__YOUR GOAL__. Only lines holding the word "index" should be copied from the material.

__DATASET CONTENT__.
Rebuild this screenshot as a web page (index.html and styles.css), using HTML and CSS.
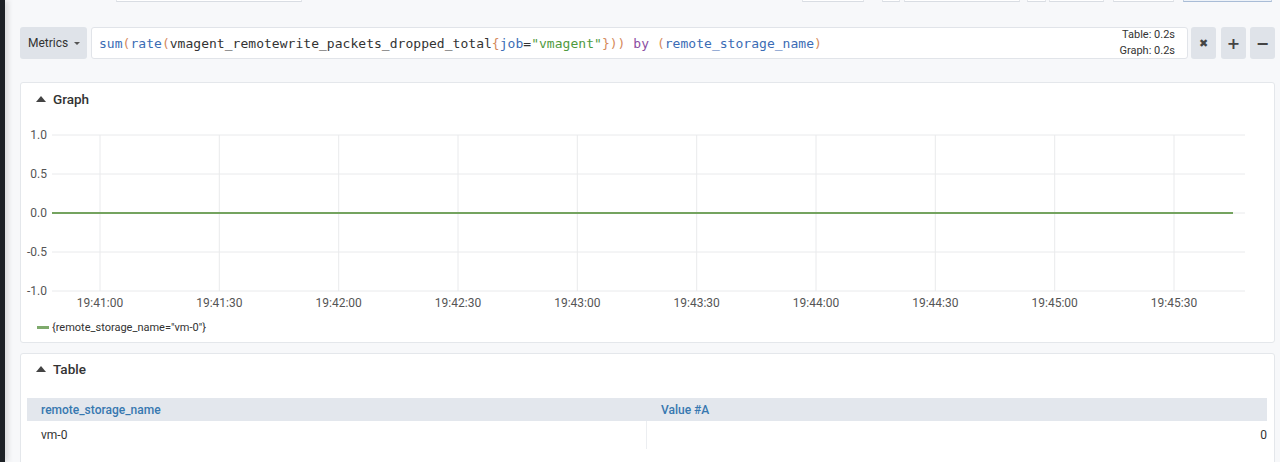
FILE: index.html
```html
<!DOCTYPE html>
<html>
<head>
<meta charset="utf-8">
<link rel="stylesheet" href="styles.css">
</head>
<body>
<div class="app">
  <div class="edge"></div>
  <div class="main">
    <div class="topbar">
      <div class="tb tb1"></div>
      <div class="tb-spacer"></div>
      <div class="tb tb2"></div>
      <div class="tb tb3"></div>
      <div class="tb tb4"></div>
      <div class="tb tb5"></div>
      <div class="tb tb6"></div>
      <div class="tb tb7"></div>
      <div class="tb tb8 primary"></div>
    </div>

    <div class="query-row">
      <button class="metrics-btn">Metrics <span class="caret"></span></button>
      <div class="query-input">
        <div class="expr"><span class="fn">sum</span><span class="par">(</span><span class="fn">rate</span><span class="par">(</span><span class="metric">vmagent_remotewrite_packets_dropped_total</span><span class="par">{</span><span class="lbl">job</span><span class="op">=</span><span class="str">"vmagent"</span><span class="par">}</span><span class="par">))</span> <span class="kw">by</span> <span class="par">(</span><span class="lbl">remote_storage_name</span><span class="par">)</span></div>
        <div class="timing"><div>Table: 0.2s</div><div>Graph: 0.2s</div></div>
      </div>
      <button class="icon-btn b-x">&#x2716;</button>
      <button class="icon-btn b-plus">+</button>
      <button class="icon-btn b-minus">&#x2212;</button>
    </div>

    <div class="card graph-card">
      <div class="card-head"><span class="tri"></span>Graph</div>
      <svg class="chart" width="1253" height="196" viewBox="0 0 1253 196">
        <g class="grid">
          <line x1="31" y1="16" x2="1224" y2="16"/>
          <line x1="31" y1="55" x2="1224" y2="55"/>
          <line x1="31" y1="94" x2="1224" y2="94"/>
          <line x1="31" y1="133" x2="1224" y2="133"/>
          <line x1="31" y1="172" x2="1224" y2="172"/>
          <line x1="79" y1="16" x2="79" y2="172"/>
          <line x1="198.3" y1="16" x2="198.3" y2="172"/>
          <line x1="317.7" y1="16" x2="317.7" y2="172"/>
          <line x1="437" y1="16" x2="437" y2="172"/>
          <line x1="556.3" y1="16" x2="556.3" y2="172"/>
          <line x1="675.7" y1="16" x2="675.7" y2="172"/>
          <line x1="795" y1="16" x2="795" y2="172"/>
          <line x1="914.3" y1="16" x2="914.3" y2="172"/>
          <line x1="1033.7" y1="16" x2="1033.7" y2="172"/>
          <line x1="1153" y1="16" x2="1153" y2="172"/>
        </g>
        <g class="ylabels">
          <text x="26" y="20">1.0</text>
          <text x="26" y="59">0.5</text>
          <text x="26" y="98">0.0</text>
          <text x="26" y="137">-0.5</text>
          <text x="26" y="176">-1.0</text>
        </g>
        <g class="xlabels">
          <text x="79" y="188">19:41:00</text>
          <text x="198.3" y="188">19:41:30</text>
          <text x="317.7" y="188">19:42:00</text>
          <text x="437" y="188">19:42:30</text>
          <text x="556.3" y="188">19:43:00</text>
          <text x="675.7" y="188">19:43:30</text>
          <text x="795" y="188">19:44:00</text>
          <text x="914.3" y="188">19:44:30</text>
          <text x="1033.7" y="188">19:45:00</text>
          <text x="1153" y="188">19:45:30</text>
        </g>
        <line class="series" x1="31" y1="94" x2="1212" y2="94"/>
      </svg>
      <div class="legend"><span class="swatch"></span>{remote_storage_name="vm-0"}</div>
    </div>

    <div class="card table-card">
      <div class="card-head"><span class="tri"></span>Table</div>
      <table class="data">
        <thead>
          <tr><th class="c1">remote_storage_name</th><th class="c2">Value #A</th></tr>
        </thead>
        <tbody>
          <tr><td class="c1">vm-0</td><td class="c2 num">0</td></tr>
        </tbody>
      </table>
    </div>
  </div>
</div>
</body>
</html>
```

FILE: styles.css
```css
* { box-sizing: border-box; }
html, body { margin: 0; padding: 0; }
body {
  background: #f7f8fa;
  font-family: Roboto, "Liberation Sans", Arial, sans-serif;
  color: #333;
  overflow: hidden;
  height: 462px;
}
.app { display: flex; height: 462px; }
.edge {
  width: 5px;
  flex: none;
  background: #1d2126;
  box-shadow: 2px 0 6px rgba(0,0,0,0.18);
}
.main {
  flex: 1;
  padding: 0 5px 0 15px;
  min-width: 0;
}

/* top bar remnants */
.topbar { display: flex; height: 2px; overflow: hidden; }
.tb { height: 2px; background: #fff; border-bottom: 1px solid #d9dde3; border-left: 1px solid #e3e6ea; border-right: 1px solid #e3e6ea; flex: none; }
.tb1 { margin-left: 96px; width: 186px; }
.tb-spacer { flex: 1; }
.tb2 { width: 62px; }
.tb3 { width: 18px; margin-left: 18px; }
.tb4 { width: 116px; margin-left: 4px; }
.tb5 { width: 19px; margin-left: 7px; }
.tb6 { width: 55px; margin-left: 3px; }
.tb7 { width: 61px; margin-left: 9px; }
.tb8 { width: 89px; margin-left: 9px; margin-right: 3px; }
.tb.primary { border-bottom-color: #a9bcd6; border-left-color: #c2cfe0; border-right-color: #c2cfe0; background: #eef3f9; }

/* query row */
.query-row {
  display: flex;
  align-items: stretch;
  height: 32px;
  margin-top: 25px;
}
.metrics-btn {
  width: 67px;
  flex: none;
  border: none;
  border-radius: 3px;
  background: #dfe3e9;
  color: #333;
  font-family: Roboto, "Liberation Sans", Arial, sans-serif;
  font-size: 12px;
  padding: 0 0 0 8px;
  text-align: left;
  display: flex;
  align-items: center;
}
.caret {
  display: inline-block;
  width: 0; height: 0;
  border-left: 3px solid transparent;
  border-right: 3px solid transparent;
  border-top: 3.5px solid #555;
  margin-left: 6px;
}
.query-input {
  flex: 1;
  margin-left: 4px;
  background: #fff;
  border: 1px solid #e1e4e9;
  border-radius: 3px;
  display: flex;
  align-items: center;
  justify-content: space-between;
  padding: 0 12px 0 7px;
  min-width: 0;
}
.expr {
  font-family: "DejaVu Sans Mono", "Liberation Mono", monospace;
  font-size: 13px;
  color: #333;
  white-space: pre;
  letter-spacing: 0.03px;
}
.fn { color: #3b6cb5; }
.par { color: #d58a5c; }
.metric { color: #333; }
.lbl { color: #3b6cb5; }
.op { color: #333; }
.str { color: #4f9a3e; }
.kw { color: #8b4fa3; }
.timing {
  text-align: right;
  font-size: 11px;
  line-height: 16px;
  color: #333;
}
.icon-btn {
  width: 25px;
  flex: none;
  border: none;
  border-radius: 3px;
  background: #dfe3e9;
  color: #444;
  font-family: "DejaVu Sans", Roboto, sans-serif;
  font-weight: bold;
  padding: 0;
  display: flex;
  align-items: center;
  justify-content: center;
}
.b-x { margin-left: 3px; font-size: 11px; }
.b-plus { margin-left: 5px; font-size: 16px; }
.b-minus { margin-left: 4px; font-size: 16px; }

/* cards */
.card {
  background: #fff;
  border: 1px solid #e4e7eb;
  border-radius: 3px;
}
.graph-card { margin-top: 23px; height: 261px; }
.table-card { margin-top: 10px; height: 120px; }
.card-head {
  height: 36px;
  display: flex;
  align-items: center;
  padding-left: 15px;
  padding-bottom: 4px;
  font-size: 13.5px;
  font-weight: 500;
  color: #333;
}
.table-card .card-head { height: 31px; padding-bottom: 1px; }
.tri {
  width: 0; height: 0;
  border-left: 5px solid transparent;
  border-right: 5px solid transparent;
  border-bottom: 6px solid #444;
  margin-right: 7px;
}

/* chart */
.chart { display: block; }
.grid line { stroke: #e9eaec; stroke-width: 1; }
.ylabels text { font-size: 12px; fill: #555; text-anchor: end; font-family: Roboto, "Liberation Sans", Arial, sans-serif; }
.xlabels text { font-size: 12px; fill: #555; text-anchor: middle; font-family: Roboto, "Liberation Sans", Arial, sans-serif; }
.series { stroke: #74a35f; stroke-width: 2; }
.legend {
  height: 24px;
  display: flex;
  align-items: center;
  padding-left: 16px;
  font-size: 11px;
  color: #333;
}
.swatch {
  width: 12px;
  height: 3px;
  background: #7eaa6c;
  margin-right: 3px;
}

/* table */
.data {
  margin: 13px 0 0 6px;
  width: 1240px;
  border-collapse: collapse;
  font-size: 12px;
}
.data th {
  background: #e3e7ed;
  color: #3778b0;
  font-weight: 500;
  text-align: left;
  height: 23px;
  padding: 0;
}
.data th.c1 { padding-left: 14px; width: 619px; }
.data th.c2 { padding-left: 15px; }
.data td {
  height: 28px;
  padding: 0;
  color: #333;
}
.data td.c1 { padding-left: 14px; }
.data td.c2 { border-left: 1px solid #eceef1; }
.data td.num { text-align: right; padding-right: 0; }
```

__EXERCISE ANSWER__.
Rebuild this screenshot as a web page (index.html and styles.css), using HTML and CSS.
FILE: index.html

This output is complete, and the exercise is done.